Reproduce the listing below exactly, minus its pictures.

== Given information

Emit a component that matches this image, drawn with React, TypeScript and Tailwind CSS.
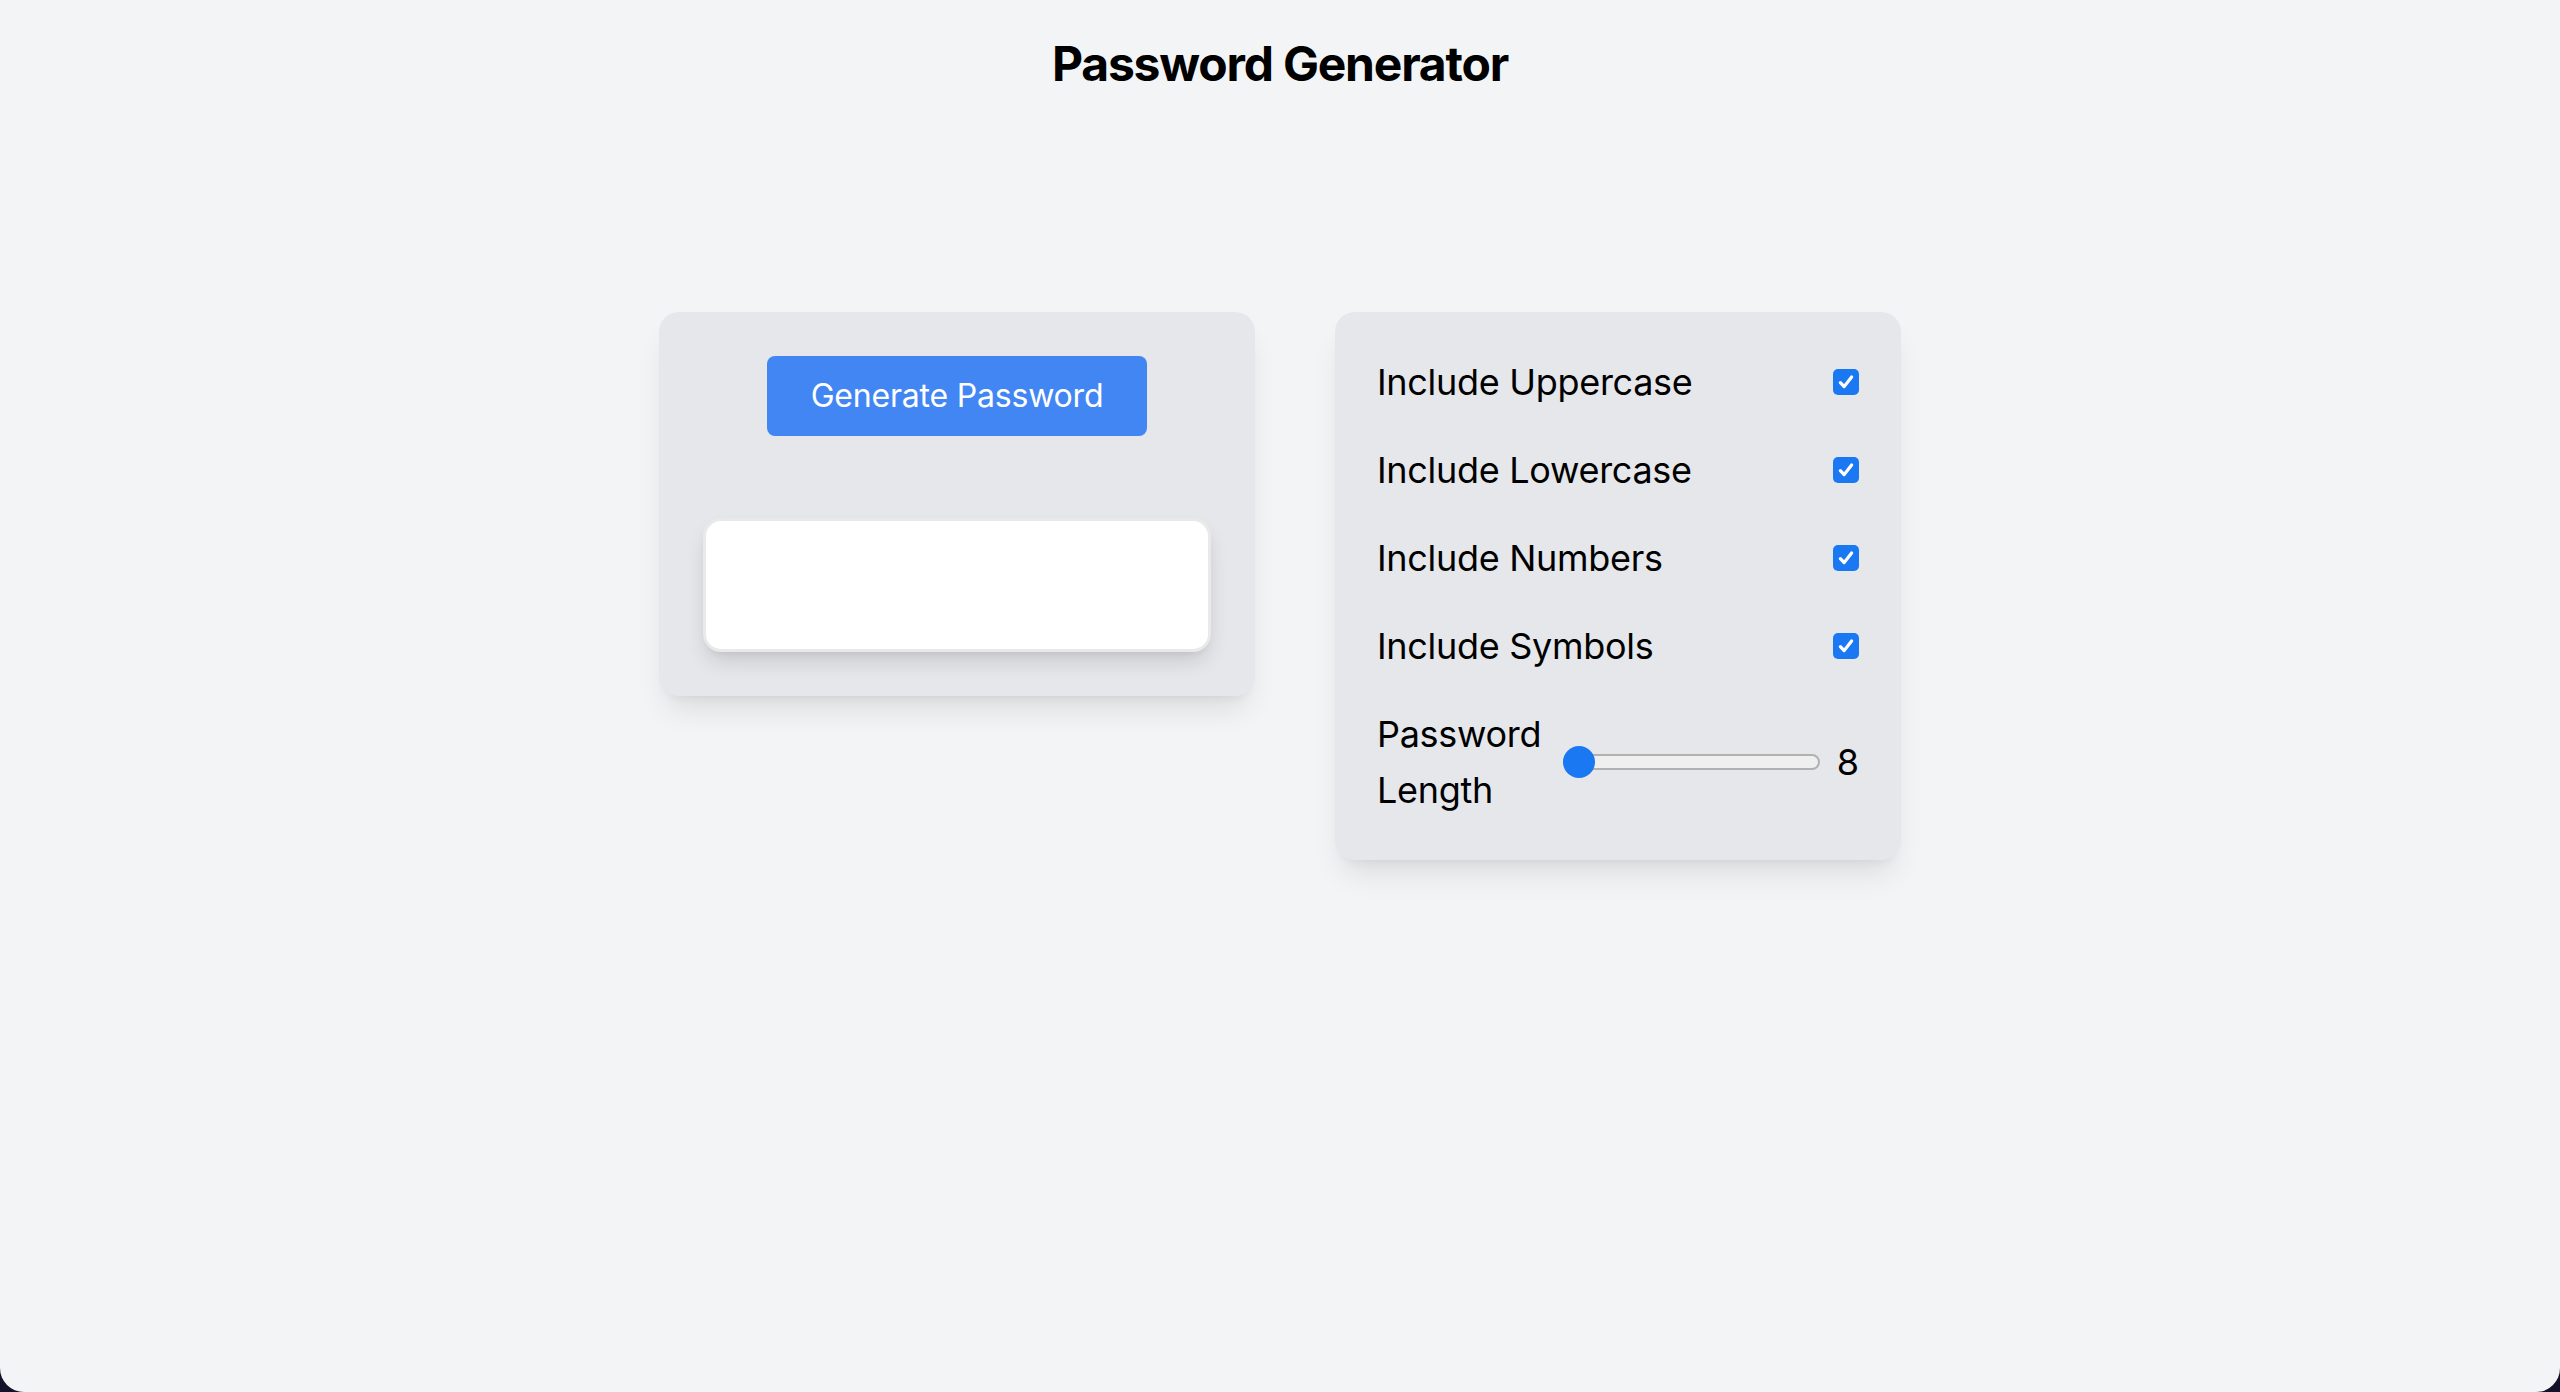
const options = ["Include Uppercase", "Include Lowercase", "Include Numbers", "Include Symbols"];

function Check() {
  return (
    <div className="size-[26px] rounded-[5px] bg-[#1a78f2] flex items-center justify-center">
      <svg viewBox="0 0 16 16" className="size-[20px]" fill="none" stroke="white" strokeWidth={2.6} strokeLinecap="round" strokeLinejoin="round">
        <path d="M3.5 8.5l3 3.2L12.5 4" />
      </svg>
    </div>
  );
}

export default function App() {
  return (
    <div className="bg-[#14122a] min-h-[1392px] font-['Inter',sans-serif] text-black">
      <div className="bg-[#f3f4f6] min-h-[1392px] rounded-b-[24px] flex flex-col items-center pt-[32px]">
        <h1 className="text-[48px] leading-[64px] font-bold tracking-[-1.2px]">Password Generator</h1>

        <div className="flex items-start gap-[80px] mt-[216px]">
          {/* generate card */}
          <div className="w-[596px] bg-[#e5e7eb] rounded-[20px] p-[44px] flex flex-col items-center shadow-[0_20px_30px_-8px_rgba(0,0,0,0.1),0_8px_12px_-8px_rgba(0,0,0,0.08)]">
            <button className="w-[380px] h-[80px] bg-[#4286f4] rounded-[8px] text-white text-[32px] leading-[48px] tracking-[-0.2px]">
              Generate Password
            </button>
            <div className="mt-[82px] w-full h-[134px] bg-white rounded-[18px] border-[3px] border-[#e9e9e9] shadow-[0_12px_22px_-4px_rgba(0,0,0,0.14),0_4px_8px_-4px_rgba(0,0,0,0.08)]" />
          </div>

          {/* options card */}
          <div className="w-[566px] bg-[#e5e7eb] rounded-[20px] p-[42px] flex flex-col gap-[32px] shadow-[0_20px_30px_-8px_rgba(0,0,0,0.1),0_8px_12px_-8px_rgba(0,0,0,0.08)]">
            {options.map((o) => (
              <div key={o} className="h-[56px] flex items-center justify-between">
                <span className="text-[36px] leading-[56px] tracking-[-0.3px]">{o}</span>
                <Check />
              </div>
            ))}
            <div className="flex items-center">
              <span className="w-[171px] min-w-0 shrink-0 text-[36px] leading-[56px] tracking-[-0.3px]">Password Length</span>
              <div className="relative shrink-0 ml-[15px] w-[257px] h-[32px] flex items-center">
                <div className="w-full h-[16px] rounded-full bg-[#efefef] border-[2px] border-[#b1b1b1]" />
                <div className="absolute left-0 top-0 size-[32px] rounded-full bg-[#1a78f2]" />
              </div>
              <span className="ml-auto text-[36px] leading-[56px]">8</span>
            </div>
          </div>
        </div>
      </div>
    </div>
  );
}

====

**Written reply**
Emit a component that matches this image, drawn with React, TypeScript and Tailwind CSS.
const options = ["Include Uppercase", "Include Lowercase", "Include Numbers", "Include Symbols"];

function Check() {
  return (
    <div className="size-[26px] rounded-[5px] bg-[#1a78f2] flex items-center justify-center">
      <svg viewBox="0 0 16 16" className="size-[20px]" fill="none" stroke="white" strokeWidth={2.6} strokeLinecap="round" strokeLinejoin="round">
        <path d="M3.5 8.5l3 3.2L12.5 4" />
      </svg>
    </div>
  );
}

export default function App() {
  return (
    <div className="bg-[#14122a] min-h-[1392px] font-['Inter',sans-serif] text-black">
      <div className="bg-[#f3f4f6] min-h-[1392px] rounded-b-[24px] flex flex-col items-center pt-[32px]">
        <h1 className="text-[48px] leading-[64px] font-bold tracking-[-1.2px]">Password Generator</h1>

        <div className="flex items-start gap-[80px] mt-[216px]">
          {/* generate card */}
          <div className="w-[596px] bg-[#e5e7eb] rounded-[20px] p-[44px] flex flex-col items-center shadow-[0_20px_30px_-8px_rgba(0,0,0,0.1),0_8px_12px_-8px_rgba(0,0,0,0.08)]">
            <button className="w-[380px] h-[80px] bg-[#4286f4] rounded-[8px] text-white text-[32px] leading-[48px] tracking-[-0.2px]">
              Generate Password
            </button>
            <div className="mt-[82px] w-full h-[134px] bg-white rounded-[18px] border-[3px] border-[#e9e9e9] shadow-[0_12px_22px_-4px_rgba(0,0,0,0.14),0_4px_8px_-4px_rgba(0,0,0,0.08)]" />
          </div>

          {/* options card */}
          <div className="w-[566px] bg-[#e5e7eb] rounded-[20px] p-[42px] flex flex-col gap-[32px] shadow-[0_20px_30px_-8px_rgba(0,0,0,0.1),0_8px_12px_-8px_rgba(0,0,0,0.08)]">
            {options.map((o) => (
              <div key={o} className="h-[56px] flex items-center justify-between">
                <span className="text-[36px] leading-[56px] tracking-[-0.3px]">{o}</span>
                <Check />
              </div>
            ))}
            <div className="flex items-center">
              <span className="w-[171px] min-w-0 shrink-0 text-[36px] leading-[56px] tracking-[-0.3px]">Password Length</span>
              <div className="relative shrink-0 ml-[15px] w-[257px] h-[32px] flex items-center">
                <div className="w-full h-[16px] rounded-full bg-[#efefef] border-[2px] border-[#b1b1b1]" />
                <div className="absolute left-0 top-0 size-[32px] rounded-full bg-[#1a78f2]" />
              </div>
              <span className="ml-auto text-[36px] leading-[56px]">8</span>
            </div>
          </div>
        </div>
      </div>
    </div>
  );
}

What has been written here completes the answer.